Methanol partial oxidation and dehydration over silver catalyst

Abstract

This thesis describes an experimental and modelling study of the kinetics of silver-catalysed formaldehyde production via methanol partial oxidation and dehydrogenation. In methanol oxidation, the reaction is controlled by the gas phase diffusion of reactants towards the catalyst surface. The methanol-to-oxygen ratio at the catalyst wall is 100-200 times higher than that in the feed, which means that the reaction operates with large excess of methanol and therefore is solely controlled by the availability of O2 at the surface. A constant stoichiometry = 2.25 is found. In methanol dehydrogenation, the strongly-bound surface oxygen (Oγ) catalyses the formation of CH2O and H2 without any by-product. The decline in methanol conversion over time is attributed to the gradual consumption of Oγ due to the thermal decomposition. During the surface pre-oxidation, the surface oxygen penetrates into the silver bulk and diffuses back to the surface after O2(g) is withdrawn. The H2 production during methanol oxidation is solely via the dehydrogenation channel occurring on the whole catalyst surface independently but concurrently with the oxidation, which only happens on the surface that is in contact with O2(g). Without pre-treatment, the “oxidation surface” is the only active surface for both oxidation and dehydrogenation.

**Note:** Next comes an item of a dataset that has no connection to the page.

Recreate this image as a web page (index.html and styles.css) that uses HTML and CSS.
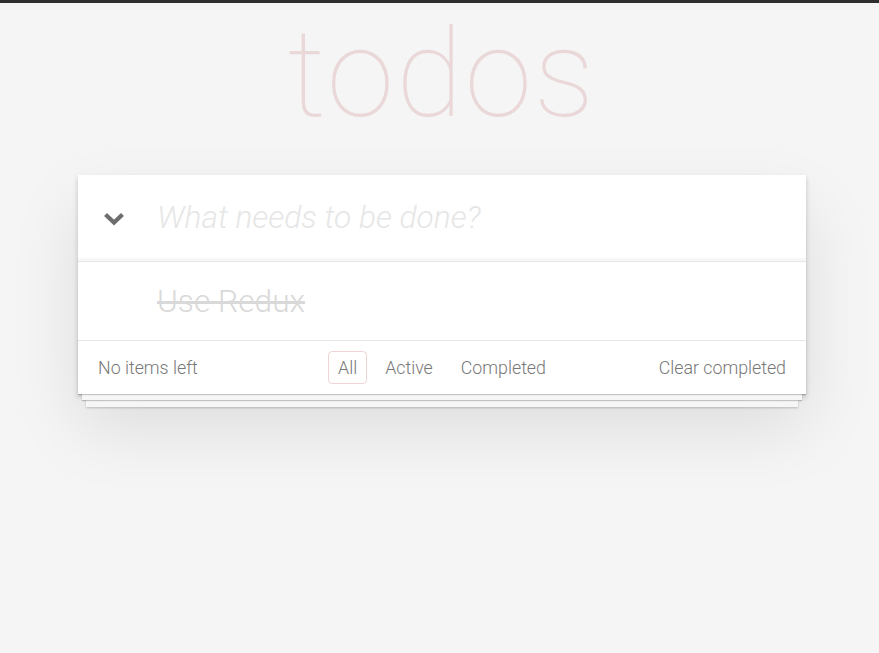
FILE: index.html
```html
<!DOCTYPE html>
<html lang="en">
<head>
<meta charset="utf-8">
<title>Redux TodoMVC</title>
<link rel="stylesheet" href="styles.css">
</head>
<body>
<div class="topbar"></div>
<section class="page">
  <h1 class="title">todos</h1>
  <div class="todoapp">
    <header class="new-row">
      <span class="toggle-all">
        <svg width="22" height="14" viewBox="0 0 22 14"><polyline points="2.5,2.5 11,10.5 19.5,2.5" fill="none" stroke="#6e6e6e" stroke-width="4.2" stroke-linejoin="miter"/></svg>
      </span>
      <div class="new-todo">What needs to be done?</div>
    </header>
    <ul class="todo-list">
      <li class="todo completed"><span class="label">Use Redux</span></li>
    </ul>
    <footer class="footer">
      <span class="count">No items left</span>
      <ul class="filters">
        <li><a class="filter selected">All</a></li>
        <li><a class="filter">Active</a></li>
        <li><a class="filter">Completed</a></li>
      </ul>
      <span class="clear">Clear completed</span>
    </footer>
  </div>
</section>
</body>
</html>
```
FILE: styles.css
```css
html, body {
  margin: 0;
  padding: 0;
}
body {
  background: #f5f5f5;
  font-family: Roboto, "Liberation Sans", sans-serif;
  font-weight: 300;
  color: #4d4d4d;
  height: 653px;
  overflow: hidden;
}
.topbar {
  height: 3px;
  background: #2e2e2e;
}
.page {
  width: 728px;
  margin-left: 78px;
}
.title {
  margin: 0;
  height: 172px;
  font-size: 122px;
  font-weight: 100;
  line-height: 144px;
  text-align: center;
  color: rgba(175, 47, 47, 0.15);
  letter-spacing: 2px;
}
.todoapp {
  background: #fff;
  box-shadow: 0 3px 5px 0 rgba(0, 0, 0, 0.2), 0 33px 66px 0 rgba(0, 0, 0, 0.1);
}
.new-row {
  display: flex;
  align-items: center;
  height: 86px;
  box-shadow: inset 0 -3px 1px rgba(0, 0, 0, 0.03);
}
.toggle-all {
  box-sizing: border-box;
  width: 79px;
  padding-right: 8px;
  padding-top: 2px;
  display: flex;
  justify-content: center;
}
.new-todo {
  font-size: 31.7px;
  font-style: italic;
  font-weight: 300;
  color: #e6e6e6;
  line-height: 44px;
}
.todo-list {
  list-style: none;
  margin: 0;
  padding: 0;
  border-top: 1px solid #e6e6e6;
}
.todo {
  height: 78px;
  display: flex;
  align-items: center;
  padding-left: 79px;
  font-size: 31.7px;
}
.todo.completed .label {
  color: #d9d9d9;
  text-decoration: line-through;
}
.footer {
  display: grid;
  grid-template-columns: 1fr auto 1fr;
  align-items: center;
  height: 53px;
  padding: 0 20px;
  border-top: 1px solid #e6e6e6;
  color: #777;
  font-size: 17.8px;
  box-shadow: 0 1px 1px rgba(0, 0, 0, 0.2),
    0 10px 0 -4px #f6f6f6,
    0 11px 1px -4px rgba(0, 0, 0, 0.2),
    0 21px 0 -8px #f6f6f6,
    0 22px 2px -8px rgba(0, 0, 0, 0.2);
}
.count {
  justify-self: start;
}
.filters {
  list-style: none;
  margin: 0;
  padding: 0;
  display: flex;
  gap: 8px;
}
.filter {
  display: block;
  padding: 5px 9px;
  border: 1px solid transparent;
  border-radius: 4px;
  line-height: 21px;
  color: #777;
}
.filter.selected {
  border-color: rgba(175, 47, 47, 0.2);
}
.clear {
  justify-self: end;
}
```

A transient penetration layer of active oxygen species is formed and catalyses the methanol dehydrogenation. The near constant stoichiometry is a fundamental constant describing the ratio of the dehydrogenation channel over the oxidation channel on the same surface area. Surface characterization (ex-situ XPS and SEM analysis) were performed over silver foil showing the dynamic picture of oxygen evolution and further supporting the proposed reaction mechanisms in this work.